Really I think we have a lot to contribute to “sea control.” The Navy has the resources to contend for the opportunity to have control of the seas, but they don’t actually have the platforms to exercise control of the sea. That requires not only excluding enemy combatants–always a hard thing, particularly when those combatants are submarines, but also checking merchant ships to make sure they are not carrying out tasks for the enemy. You also have to protect your own logistics, resupply, and merchant ships and frequently those of your allies. The Chinese have figured out that attacking our logistics is a useful strategy.

Sea Control is many faceted and I have seen few explanations that deal with all aspects. Like a blind man describing an elephant we authors tend to see only certain aspects or elements of the problem.

Cutters will be needed for escort logistics vessels, for open ocean rescue, and for boarding vessels to determine their nature and intent. These are not things you want DDG and cruisers doing.

Even dominant naval powers face the possibility of submarine or unconventional attacks and will want to shutdown the enemies covert as well as overt use of the sea.

Gray Zone Conflicts: 

The Chief of Naval Operations has said that the Navy needs to be able to compete and prevail in ‘Gray Zone” Conflicts.

But is not really just the Navy, the Coast Guard is part of the National Fleet and a potentially important element in any response violations of norms of international conduct, and it can do so without raising tensions to extent use of Navy assets frequently engender

Additional Reading:

If you are interested in an insight into some of the issues shaping the strategy debate, US Naval Institute has published a pair of fictional future history scenarios that highlight some of the issues.

The first, and probably most important of these, is “How We Lost the Great Pacific War.” Like the author, I question the wisdom of having single carrier task groups forward deployed, where they may serve more as bait than deterrent.

The second which takes a different view and looks primarily at the Marine’s role is “How We Won the Great Pacific War.”

CIMSEC just completed a series of eight post on “Bringing Back Sea Control Week.” that was mostly interesting, but still short of comprehensive.

If you really want to get into it, there is a reading list here.

To me the best source is still Julian Corbett’s “Some Principles of Maritime Strategy.” You have to rethink the distribution of roles in light of new technology, but that is itself a useful exercise.

8 thoughts on “Including the Coast Guard in Navy Planning

  1. “Don’t expect to see a war winning strategy here. This is really an administrative strategy in an attempt to find out what that strategy should be. It is laced with buzz words and power-pointese. It does nothing to tell us how we will find, fix, and kill the other guy before he finds, fixes, and kills us. Still there are some indications.”

    “Hopefully there really is a strategy somewhere in the classified material spaces, but this administrative strategy mostly says we are going to do a lot of good things that we all recognize as good things, and we will do them better than we did in the past. It says nothing about what they will stop doing in order to make time to do these additional things.”

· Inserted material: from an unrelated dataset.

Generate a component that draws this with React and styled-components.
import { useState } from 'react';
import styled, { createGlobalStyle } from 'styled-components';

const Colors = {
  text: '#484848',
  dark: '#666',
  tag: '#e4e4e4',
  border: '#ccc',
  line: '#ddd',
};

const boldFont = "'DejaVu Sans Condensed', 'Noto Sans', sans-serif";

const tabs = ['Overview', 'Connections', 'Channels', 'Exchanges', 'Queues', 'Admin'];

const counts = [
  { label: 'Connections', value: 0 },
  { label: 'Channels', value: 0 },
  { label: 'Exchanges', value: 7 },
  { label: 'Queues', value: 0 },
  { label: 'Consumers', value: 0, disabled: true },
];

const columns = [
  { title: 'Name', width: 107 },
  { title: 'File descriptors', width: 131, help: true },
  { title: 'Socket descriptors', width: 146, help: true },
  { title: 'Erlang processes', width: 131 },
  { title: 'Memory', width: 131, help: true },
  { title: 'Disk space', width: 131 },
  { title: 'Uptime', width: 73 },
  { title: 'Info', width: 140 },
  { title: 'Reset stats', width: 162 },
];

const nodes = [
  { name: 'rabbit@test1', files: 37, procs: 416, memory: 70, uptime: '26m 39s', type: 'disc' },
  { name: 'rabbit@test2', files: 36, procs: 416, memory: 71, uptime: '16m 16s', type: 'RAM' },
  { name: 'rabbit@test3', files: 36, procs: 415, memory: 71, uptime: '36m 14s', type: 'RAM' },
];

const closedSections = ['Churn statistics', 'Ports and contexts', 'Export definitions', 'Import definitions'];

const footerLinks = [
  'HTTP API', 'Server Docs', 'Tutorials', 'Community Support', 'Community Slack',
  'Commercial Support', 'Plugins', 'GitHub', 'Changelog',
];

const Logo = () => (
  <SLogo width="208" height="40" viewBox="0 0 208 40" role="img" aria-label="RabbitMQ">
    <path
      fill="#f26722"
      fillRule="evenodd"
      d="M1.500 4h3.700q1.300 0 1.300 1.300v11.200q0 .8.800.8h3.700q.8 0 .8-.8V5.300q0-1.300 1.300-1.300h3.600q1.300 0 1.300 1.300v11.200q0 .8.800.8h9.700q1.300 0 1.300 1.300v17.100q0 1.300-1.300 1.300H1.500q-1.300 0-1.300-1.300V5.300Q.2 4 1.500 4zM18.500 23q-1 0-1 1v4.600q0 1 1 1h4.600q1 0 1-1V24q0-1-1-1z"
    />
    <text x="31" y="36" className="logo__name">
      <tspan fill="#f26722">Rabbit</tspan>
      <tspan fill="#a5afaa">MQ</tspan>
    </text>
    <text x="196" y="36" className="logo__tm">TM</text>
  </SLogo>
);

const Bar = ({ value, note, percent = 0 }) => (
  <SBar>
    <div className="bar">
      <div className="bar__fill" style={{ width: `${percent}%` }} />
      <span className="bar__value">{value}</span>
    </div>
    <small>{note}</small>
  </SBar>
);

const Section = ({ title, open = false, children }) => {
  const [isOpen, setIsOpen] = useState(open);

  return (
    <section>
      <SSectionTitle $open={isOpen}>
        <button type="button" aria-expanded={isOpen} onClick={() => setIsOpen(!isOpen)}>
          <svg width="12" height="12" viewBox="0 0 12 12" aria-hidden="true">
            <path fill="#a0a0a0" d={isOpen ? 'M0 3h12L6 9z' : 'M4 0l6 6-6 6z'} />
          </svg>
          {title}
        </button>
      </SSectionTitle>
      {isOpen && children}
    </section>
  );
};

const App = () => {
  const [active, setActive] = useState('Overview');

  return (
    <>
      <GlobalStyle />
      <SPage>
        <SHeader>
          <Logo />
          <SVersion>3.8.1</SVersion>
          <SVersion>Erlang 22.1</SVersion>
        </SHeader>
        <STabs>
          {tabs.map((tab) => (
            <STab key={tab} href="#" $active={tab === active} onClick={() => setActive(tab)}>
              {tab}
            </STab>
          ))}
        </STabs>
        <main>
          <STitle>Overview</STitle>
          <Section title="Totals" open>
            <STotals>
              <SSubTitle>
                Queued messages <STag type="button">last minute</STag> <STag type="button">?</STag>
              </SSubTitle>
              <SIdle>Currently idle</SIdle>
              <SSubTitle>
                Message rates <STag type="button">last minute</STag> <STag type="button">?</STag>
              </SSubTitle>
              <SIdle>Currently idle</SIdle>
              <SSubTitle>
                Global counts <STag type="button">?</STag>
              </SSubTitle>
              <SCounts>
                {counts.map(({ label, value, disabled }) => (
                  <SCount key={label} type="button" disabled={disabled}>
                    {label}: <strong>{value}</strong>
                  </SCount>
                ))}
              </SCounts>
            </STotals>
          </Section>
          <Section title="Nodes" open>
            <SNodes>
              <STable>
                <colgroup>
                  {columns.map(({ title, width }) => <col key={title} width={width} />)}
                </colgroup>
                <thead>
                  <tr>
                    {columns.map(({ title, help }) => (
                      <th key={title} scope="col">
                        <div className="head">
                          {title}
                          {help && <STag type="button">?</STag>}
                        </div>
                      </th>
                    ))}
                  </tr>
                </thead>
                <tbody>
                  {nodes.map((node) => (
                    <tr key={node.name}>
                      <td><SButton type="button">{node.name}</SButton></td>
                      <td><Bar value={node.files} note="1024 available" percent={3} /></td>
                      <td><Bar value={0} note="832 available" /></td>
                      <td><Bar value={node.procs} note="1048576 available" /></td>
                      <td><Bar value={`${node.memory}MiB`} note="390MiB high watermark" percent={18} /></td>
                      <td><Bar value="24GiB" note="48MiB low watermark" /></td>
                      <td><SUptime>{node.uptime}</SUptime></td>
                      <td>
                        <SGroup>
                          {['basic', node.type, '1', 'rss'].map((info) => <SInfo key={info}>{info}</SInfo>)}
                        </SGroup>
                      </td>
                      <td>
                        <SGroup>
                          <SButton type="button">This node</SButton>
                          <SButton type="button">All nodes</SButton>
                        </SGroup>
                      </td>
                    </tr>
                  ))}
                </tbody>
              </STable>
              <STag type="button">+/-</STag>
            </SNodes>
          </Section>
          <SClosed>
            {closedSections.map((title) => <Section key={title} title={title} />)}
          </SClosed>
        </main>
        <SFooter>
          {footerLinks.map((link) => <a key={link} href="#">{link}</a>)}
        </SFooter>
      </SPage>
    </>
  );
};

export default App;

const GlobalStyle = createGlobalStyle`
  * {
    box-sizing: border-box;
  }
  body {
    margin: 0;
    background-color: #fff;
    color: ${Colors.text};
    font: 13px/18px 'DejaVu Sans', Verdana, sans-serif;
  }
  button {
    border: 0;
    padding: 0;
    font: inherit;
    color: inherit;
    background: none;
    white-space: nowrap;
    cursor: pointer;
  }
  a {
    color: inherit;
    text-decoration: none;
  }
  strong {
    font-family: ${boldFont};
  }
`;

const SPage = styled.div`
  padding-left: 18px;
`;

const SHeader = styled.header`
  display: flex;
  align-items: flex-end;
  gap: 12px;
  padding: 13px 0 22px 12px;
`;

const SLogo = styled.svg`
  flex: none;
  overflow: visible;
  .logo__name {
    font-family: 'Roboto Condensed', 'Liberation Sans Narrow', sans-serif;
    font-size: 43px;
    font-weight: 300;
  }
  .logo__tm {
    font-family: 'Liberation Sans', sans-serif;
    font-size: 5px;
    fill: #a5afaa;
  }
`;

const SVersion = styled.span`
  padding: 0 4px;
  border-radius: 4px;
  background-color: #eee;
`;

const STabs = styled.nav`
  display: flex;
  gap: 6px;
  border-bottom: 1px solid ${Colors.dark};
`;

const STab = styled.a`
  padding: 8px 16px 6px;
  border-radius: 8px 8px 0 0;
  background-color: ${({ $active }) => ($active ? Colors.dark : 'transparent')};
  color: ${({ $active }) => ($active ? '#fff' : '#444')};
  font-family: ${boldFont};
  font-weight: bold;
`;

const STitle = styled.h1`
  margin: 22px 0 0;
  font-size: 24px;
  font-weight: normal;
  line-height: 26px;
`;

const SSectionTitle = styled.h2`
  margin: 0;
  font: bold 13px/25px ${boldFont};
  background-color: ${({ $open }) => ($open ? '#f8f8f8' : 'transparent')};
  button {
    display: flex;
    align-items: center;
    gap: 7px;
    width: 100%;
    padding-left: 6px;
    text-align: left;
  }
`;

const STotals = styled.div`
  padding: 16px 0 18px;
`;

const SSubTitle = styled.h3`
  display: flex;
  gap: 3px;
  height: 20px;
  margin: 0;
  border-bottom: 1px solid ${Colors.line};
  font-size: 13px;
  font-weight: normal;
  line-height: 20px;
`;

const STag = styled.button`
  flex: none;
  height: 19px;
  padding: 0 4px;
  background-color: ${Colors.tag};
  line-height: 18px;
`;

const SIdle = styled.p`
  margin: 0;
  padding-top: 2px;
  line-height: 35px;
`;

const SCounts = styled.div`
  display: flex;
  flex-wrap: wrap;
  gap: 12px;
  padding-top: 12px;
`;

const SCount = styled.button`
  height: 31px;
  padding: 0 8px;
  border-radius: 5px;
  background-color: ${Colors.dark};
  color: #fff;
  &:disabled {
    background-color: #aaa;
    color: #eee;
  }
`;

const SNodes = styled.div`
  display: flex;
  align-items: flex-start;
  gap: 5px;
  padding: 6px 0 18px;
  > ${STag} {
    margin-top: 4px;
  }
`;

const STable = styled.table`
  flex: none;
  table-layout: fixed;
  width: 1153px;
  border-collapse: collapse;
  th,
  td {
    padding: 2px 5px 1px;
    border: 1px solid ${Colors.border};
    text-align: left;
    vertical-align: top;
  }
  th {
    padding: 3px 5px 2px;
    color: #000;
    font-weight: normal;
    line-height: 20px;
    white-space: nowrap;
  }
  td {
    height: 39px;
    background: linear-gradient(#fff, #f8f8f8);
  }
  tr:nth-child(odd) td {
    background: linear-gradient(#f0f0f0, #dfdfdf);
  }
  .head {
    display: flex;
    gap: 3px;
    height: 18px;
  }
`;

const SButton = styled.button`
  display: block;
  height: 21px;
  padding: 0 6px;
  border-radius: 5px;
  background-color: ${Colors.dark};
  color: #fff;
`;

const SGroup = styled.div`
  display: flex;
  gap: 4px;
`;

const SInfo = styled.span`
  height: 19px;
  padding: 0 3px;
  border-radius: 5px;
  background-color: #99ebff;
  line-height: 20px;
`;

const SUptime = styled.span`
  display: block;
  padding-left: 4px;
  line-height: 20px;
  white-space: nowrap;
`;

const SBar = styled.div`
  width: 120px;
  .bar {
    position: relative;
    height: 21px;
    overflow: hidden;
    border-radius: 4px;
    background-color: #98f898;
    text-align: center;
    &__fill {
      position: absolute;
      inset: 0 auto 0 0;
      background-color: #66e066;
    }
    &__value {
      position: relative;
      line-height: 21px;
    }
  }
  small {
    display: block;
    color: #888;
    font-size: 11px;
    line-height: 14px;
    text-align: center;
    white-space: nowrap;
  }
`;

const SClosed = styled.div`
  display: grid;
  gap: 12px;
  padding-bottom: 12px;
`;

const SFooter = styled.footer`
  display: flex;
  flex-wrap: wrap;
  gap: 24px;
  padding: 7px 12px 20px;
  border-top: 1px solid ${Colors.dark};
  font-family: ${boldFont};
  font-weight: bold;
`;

    I am laughing so hard I may need oxygen. I’ve never seen you be so sarcastically salty, Chuck. Great stuff!!

  2. OK, now that I’ve caught my breath…

    Even at a nearly-dismissive, after-thought level, the Navy can “buy” a tremendous capability from doing minor planning and equipping of CG Cutters. The addition of sonar sets, torpedoes, ASW helos (USN Reserve units for the latter, activated and assigned when needed), and a meaningful AShM would make the NSCs meaningful FFs probably for the cost of about one purpose-built frigate. In other words, 11 Frigates for the price of one… I’m surprised this is SO lost on Navy command…

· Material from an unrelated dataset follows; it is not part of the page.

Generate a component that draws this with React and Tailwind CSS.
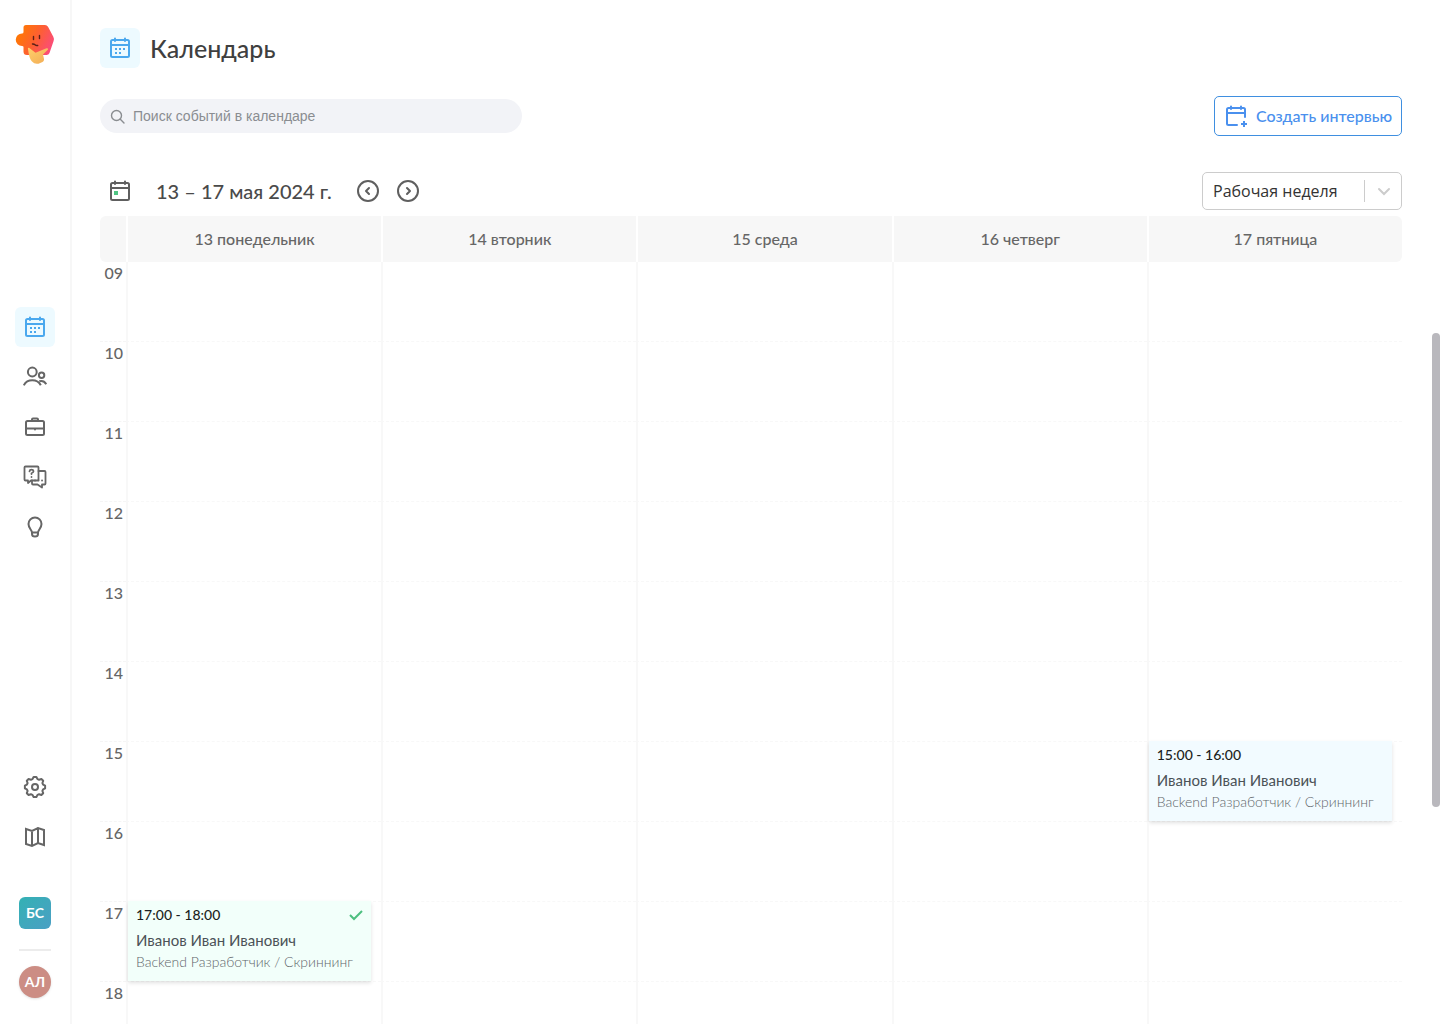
import clsx from "clsx";

const strokeProps = {
  width: 24,
  height: 24,
  viewBox: "0 0 24 24",
  fill: "none",
  stroke: "currentColor",
  strokeWidth: 2,
  strokeLinecap: "round",
  strokeLinejoin: "round",
  "aria-hidden": true,
};

function CalendarIcon() {
  return (
    <svg {...strokeProps}>
      <rect x="3" y="4" width="18" height="17" rx="1.5" />
      <path d="M3 9h18M7 2.500V5M17 2.500V5" />
      <path d="M7 13h2M11 13h2M15 13h2M7 17h2M11 17h2" strokeLinecap="butt" />
    </svg>
  );
}

function TodayIcon() {
  return (
    <svg {...strokeProps}>
      <rect x="3" y="4" width="18" height="17" rx="1.5" />
      <path d="M3 9h18M7 2.500V5M17 2.500V5" />
      <rect x="6" y="12" width="4" height="4" fill="#4fc583" stroke="none" />
    </svg>
  );
}

function CalendarAddIcon() {
  return (
    <svg {...strokeProps}>
      <path d="M13 21H4.500Q3 21 3 19.500V5.500Q3 4 4.500 4h15Q21 4 21 5.500V13" />
      <path d="M3 9h18M7 2.500V5M17 2.500V5" />
      <path d="M17 20h6M20 17v6" strokeLinecap="butt" />
    </svg>
  );
}

function PeopleIcon() {
  return (
    <svg {...strokeProps} strokeLinecap="butt">
      <circle cx="9.300" cy="7" r="4.400" />
      <path d="M.8 20.300c1.700-3.300 4.800-5 8.500-5s6.800 1.700 8.500 5" />
      <circle cx="18.600" cy="10.200" r="2.700" />
      <path d="M16.300 16.300c2.800-.9 5.400.2 7 2.900" />
    </svg>
  );
}

function BriefcaseIcon() {
  return (
    <svg {...strokeProps}>
      <rect x="3" y="6" width="18" height="14" rx="1.500" />
      <path d="M9 6V4.500q0-1 1-1h4q1 0 1 1V6M3 13.500h18M12 13.500v1" />
    </svg>
  );
}

function QuestionsIcon() {
  return (
    <svg {...strokeProps} strokeWidth={1.8}>
      <path d="M5 15.500H2.500q-1 0-1-1V2.500q0-1 1-1h12q1 0 1 1v12q0 1-1 1H8L5 18z" />
      <path d="M15.500 6H21.500q1 0 1 1v11.500q0 1-1 1h-2.500v3l-4.500-3H10q-1 0-1-1v-3" />
      <path d="M6.500 6.300q.2-1.700 2-1.700t2 1.600q0 1.200-2 2.100v.8M8.500 12v.1" />
      <path d="M12 15.500h.1M15.500 15.500h.1M19 15.500h.1" />
    </svg>
  );
}

function BulbIcon() {
  return (
    <svg {...strokeProps}>
      <path d="M9 17.500c0-2.500-3.500-4-3.500-8.500a6.500 6.500 0 0 1 13 0c0 4.500-3.500 6-3.500 8.500zM9 17.500v1.500a3 2.500 0 0 0 6 0v-1.500" />
    </svg>
  );
}

function GearIcon() {
  return (
    <svg {...strokeProps}>
      <circle cx="12" cy="12" r="3" />
      <path d="M10.600 2h2.800l1.100 2.100 1.600.6 2.300-.7 1.800 1.800-.8 2.200.7 1.600 2 1v2.800l-2 1-.7 1.600.8 2.200-1.800 1.800-2.300-.7-1.600.6-1.100 2.100h-2.800l-1.100-2.100-1.600-.6-2.300.7-1.800-1.800.8-2.200-.7-1.600-2-1v-2.800l2-1 .7-1.600-.8-2.200L5.600 4l2.300.7 1.600-.6z" />
    </svg>
  );
}

function MapIcon() {
  return (
    <svg {...strokeProps}>
      <path d="M3 4l6 2 6-3 6 2v15l-6-2-6 3-6-2zM9 6v15M15 3v15" strokeLinejoin="miter" />
    </svg>
  );
}

function ArrowIcon({ d }) {
  return (
    <svg {...strokeProps}>
      <circle cx="12" cy="12" r="10" />
      <path d={d} />
    </svg>
  );
}

function Logo() {
  return (
    <svg width="40" height="40" viewBox="0 0 40 40" aria-hidden="true">
      <defs>
        <linearGradient id="logo-face" x1="0" y1="0.300" x2="1" y2="0.700">
          <stop offset="0" stopColor="#ff7a00" />
          <stop offset="0.500" stopColor="#fd6030" />
          <stop offset="1" stopColor="#fb4a80" />
        </linearGradient>
        <linearGradient id="logo-hand" x1="0" y1="0" x2="1" y2="1">
          <stop offset="0" stopColor="#ffd06a" />
          <stop offset="1" stopColor="#f2ab55" />
        </linearGradient>
      </defs>
      <path
        d="M11 1h19q2 0 3 1.700l5.300 10q1.200 2.300.3 4.300L34.500 29q-.8 2-3 2H12q-3.500 0-3.500-3.500V23Q8.500 22 7 22A6.200 6.200 0 0 1 7 9.500Q8.500 9.500 8.500 8V3.500Q8.500 1 11 1z"
        fill="url(#logo-face)"
      />
      <path
        d="M13 25q-.5-1.500 1-1.300l6.500 5 11-4.500q2.300-.2 1.300 1.500L28 30.500l1 4.500q.3 2-1.500 3l-4 1.700q-4 .8-6.500-2.200-3-3-4-12.500z"
        fill="url(#logo-hand)"
      />
      <path
        d="M18.500 12.500v3M24.500 11.500v3M17.500 20q1.500-.2 2.500.8t2.700.7"
        fill="none"
        stroke="#5b2018"
        strokeWidth="1.400"
        strokeLinecap="round"
      />
    </svg>
  );
}

const mainLinks = [
  { label: "Календарь", icon: CalendarIcon, active: true },
  { label: "Кандидаты", icon: PeopleIcon },
  { label: "Вакансии", icon: BriefcaseIcon },
  { label: "Вопросы", icon: QuestionsIcon },
  { label: "Идеи", icon: BulbIcon },
];

const bottomLinks = [
  { label: "Настройки", icon: GearIcon },
  { label: "Карта", icon: MapIcon },
];

const days = ["13 понедельник", "14 вторник", "15 среда", "16 четверг", "17 пятница"];
const hours = ["09", "10", "11", "12", "13", "14", "15", "16", "17", "18"];

const events = [
  { day: 4, hour: "15", time: "15:00 - 16:00", done: false },
  { day: 0, hour: "17", time: "17:00 - 18:00", done: true },
];

function NavLinks({ links }) {
  return (
    <ul className="flex flex-col gap-[10px]">
      {links.map(({ label, icon: Icon, active }) => (
        <li key={label}>
          <a
            href="#"
            aria-label={label}
            className={clsx(
              "flex size-10 items-center justify-center rounded-md",
              active ? "bg-[#edfaff] text-[#4aa8ee]" : "text-[#666]"
            )}
          >
            <Icon />
          </a>
        </li>
      ))}
    </ul>
  );
}

function Sidebar() {
  return (
    <aside className="flex w-[72px] shrink-0 flex-col items-center justify-between border-r-2 border-[#f7f7f7] pt-6 pb-[26px]">
      <a href="#" aria-label="Главная" className="mb-[22px]">
        <Logo />
      </a>
      <nav>
        <NavLinks links={mainLinks} />
      </nav>
      <div className="flex flex-col items-center">
        <NavLinks links={bottomLinks} />
        <button className="mt-10 size-8 rounded-md bg-linear-to-br from-[#32b1b4] to-[#4a9fc4] text-sm font-bold text-white">
          БС
        </button>
        <hr className="mt-5 mb-[15px] h-[2px] w-8 border-0 bg-[#ececec]" />
        <button className="size-8 rounded-full bg-[#cc8d84] text-sm font-bold text-white shadow-sm">
          АЛ
        </button>
      </div>
    </aside>
  );
}

function EventCard({ event }) {
  return (
    <article
      className={clsx(
        "absolute -top-px right-[10px] left-0 h-20 px-2 py-1 shadow-[0_2px_4px_rgba(0,0,0,0.12)]",
        event.done ? "bg-[#f2fffa]" : "bg-[#f2fbff]"
      )}
    >
      <div className="flex items-center justify-between">
        <time className="text-sm leading-5 font-medium text-[#1c1f22]">{event.time}</time>
        {event.done && (
          <svg width="14" height="12" viewBox="0 0 14 12" fill="none" stroke="#4cbf7f" strokeWidth="2" aria-hidden="true">
            <path d="M1 6l4 4 8-8" />
          </svg>
        )}
      </div>
      <p className="mt-[5px] text-[15px] leading-[21px] whitespace-nowrap text-[#4b5257]">Иванов Иван Иванович</p>
      <p className="text-sm leading-[21px] font-light whitespace-nowrap text-[#5f666a]">Backend Разработчик / Скриннинг</p>
    </article>
  );
}

function WeekTable() {
  return (
    <table className="w-full table-fixed border-separate border-spacing-0">
      <colgroup>
        <col className="w-[26px]" />
        {days.map((day) => (
          <col key={day} />
        ))}
      </colgroup>
      <thead>
        <tr>
          <td className="h-[46px] rounded-l-md bg-[#f7f7f7]" />
          {days.map((day) => (
            <th
              key={day}
              scope="col"
              className="h-[46px] border-l-2 border-white bg-[#f7f7f7] p-0 text-base font-medium text-[#666] last:rounded-r-md"
            >
              {day}
            </th>
          ))}
        </tr>
      </thead>
      <tbody>
        {hours.map((hour) => (
          <tr key={hour}>
            <th scope="row" className="h-20 border-b border-dashed border-[#f5f5f5] p-0 text-right align-top text-base font-medium text-[#666]">
              <span className="block pr-[3px] leading-[22px]">{hour}</span>
            </th>
            {days.map((day, i) => {
              const event = events.find((e) => e.day === i && e.hour === hour);
              return (
                <td key={day} className="relative h-20 border-b border-l-2 border-[#f8f8f8] p-0 [border-bottom-style:dashed]">
                  {event && <EventCard event={event} />}
                </td>
              );
            })}
          </tr>
        ))}
      </tbody>
    </table>
  );
}

export default function App() {
  return (
    <div className="relative flex h-screen overflow-hidden bg-white font-['Lato','Noto_Sans',sans-serif] text-[#3f3f3f]">
      <Sidebar />
      <main className="min-w-0 flex-1 overflow-hidden pt-7 pr-[38px] pl-7">
        <header className="flex items-center gap-[10px]">
          <span className="flex size-10 items-center justify-center rounded-md bg-[#edfaff] text-[#4aa8ee]">
            <CalendarIcon />
          </span>
          <h1 className="text-[25px] leading-10 font-medium">Календарь</h1>
        </header>

        <div className="mt-7 flex items-center justify-between">
          <label className="flex h-[34px] w-[422px] items-center gap-2 rounded-full bg-[#f2f3f7] px-[10px] text-[#8a8d91]">
            <svg width="15" height="15" viewBox="0 0 15 15" fill="none" stroke="currentColor" strokeWidth="1.400" strokeLinecap="round" aria-hidden="true">
              <circle cx="6.500" cy="6.500" r="5" />
              <path d="M10.300 10.300L14 14" />
            </svg>
            <input
              type="search"
              aria-label="Поиск событий в календаре"
              placeholder="Поиск событий в календаре"
              className="flex-1 bg-transparent font-['Liberation_Sans',sans-serif] text-sm outline-none placeholder:text-[#8a8d91]"
            />
          </label>
          <button className="flex h-10 items-center gap-2 rounded-[5px] border border-[#3f8fe0] px-[9px] text-base font-medium text-[#4a90ee]">
            <CalendarAddIcon />
            Создать интервью
          </button>
        </div>

        <div className="mt-[35px] mb-[5px] flex items-center justify-between">
          <div className="flex items-center text-[#5f5f5f]">
            <button aria-label="Сегодня" className="flex size-10 items-center justify-center">
              <TodayIcon />
            </button>
            <h2 className="ml-4 text-xl font-medium text-[#4a4a4a]">13 – 17 мая 2024 г.</h2>
            <button aria-label="Назад" className="ml-6">
              <ArrowIcon d="M13 9l-3 3 3 3" />
            </button>
            <button aria-label="Вперёд" className="ml-4">
              <ArrowIcon d="M11 9l3 3-3 3" />
            </button>
          </div>
          <div className="relative">
            <select
              aria-label="Период"
              className="h-[38px] w-[200px] appearance-none rounded-[5px] border border-[#ccc] bg-white px-[10px] font-['Open_Sans',sans-serif] text-base text-[#333]"
            >
              <option>Рабочая неделя</option>
            </select>
            <span className="pointer-events-none absolute inset-y-2 right-0 flex w-[38px] items-center justify-center border-l border-[#ccc] text-[#ccc]">
              <svg width="14" height="9" viewBox="0 0 14 9" fill="none" stroke="currentColor" strokeWidth="2" strokeLinecap="round" aria-hidden="true">
                <path d="M2 2l5 5 5-5" />
              </svg>
            </span>
          </div>
        </div>

        <WeekTable />
      </main>
      {/* scroll thumb */}
      <div className="absolute top-[333px] right-0 h-[474px] w-2 rounded-full bg-[#b9b8bd]" />
    </div>
  );
}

    They sit and cry about limited funding, priorities, and a 355-ship (or whatever number) Navy, but fail to see a terrific resource. I think there is a lot of inter-service tension too. There are CG personnel and supporters who are distinctly antagonistic towards the military capability/mission too.

    And as we’ve discussed here before, equipping the Cutters after the war breaks out, very likely would be too late, not to mention the sudden, steep learning curve, which would undoubtedly drastically reduce performance.

    • Bill,

      Glad you found some humor. I tried to be fair, but I am dealing with a lifetime frustration, that for a small marginal cost we could have cutters that could make a major contribution to our national defense.

      Not only would these be better warships. With better ISR and networking, they would also potentially be better Coast Guard cutter.

      This might also be seen as additional justification for more assets, again making for a better Coast Guard.

      • You should be British. We have warships which for a small marginal cost could make a major contribution to our national defence……….

      • I was thinking about the Royal Navy and Britain’s plight, X. It’s ironic, but I think the USN sees the RN is a better partner than it does the USCG. I think it may amount to viewing the USCG as a competitor for budget dollars from Congress, whereas the RN has a separate budget. Also the RN is full-time training and operating for war operations (if one ignores things like the Gibraltor Sqdrn or the River class which have very CG-like purposes), as opposed to doing aids to navigation and pollution response. I was really impressed by the “Sloop-of-War” concept which was proposed/discussed a few years ago.

  3. Leaving the Coast Guard of war planning is nothing new. Following WWI the Coast Guard approached the Navy to talk about the next war. The Navy said, Nah. Following WWII, the Coast Guard asked again, also a larger Nah. This time the Navy said we’ll call if needed.

    In 1966, when NAVFORV came into being to justify a Navy flag billet, the Navy dismissed the in country Coast Guard units both administratively and operationally. Simply excluded. Oddly, no one in the Coast Guard seemed tor realize they had been left out and missed a large opportunity for more independence in Vietnam. It was not until 1969 that Captain Perkins, (RONONE) developed a plan to take the Coast Guard out from under the Navy and give command of Vietnam units to COMWESTAREA. Well, this would have necessitated a Coast Guard flag billet in Vietnam too. That plan bombed too because the Coast Guard wanted out of Vietnam. The next year the Coast Guard asked the Navy to remove the ASW mission from the cutters.

    The plans remain the same. We’ll call if we need the Coast Guard.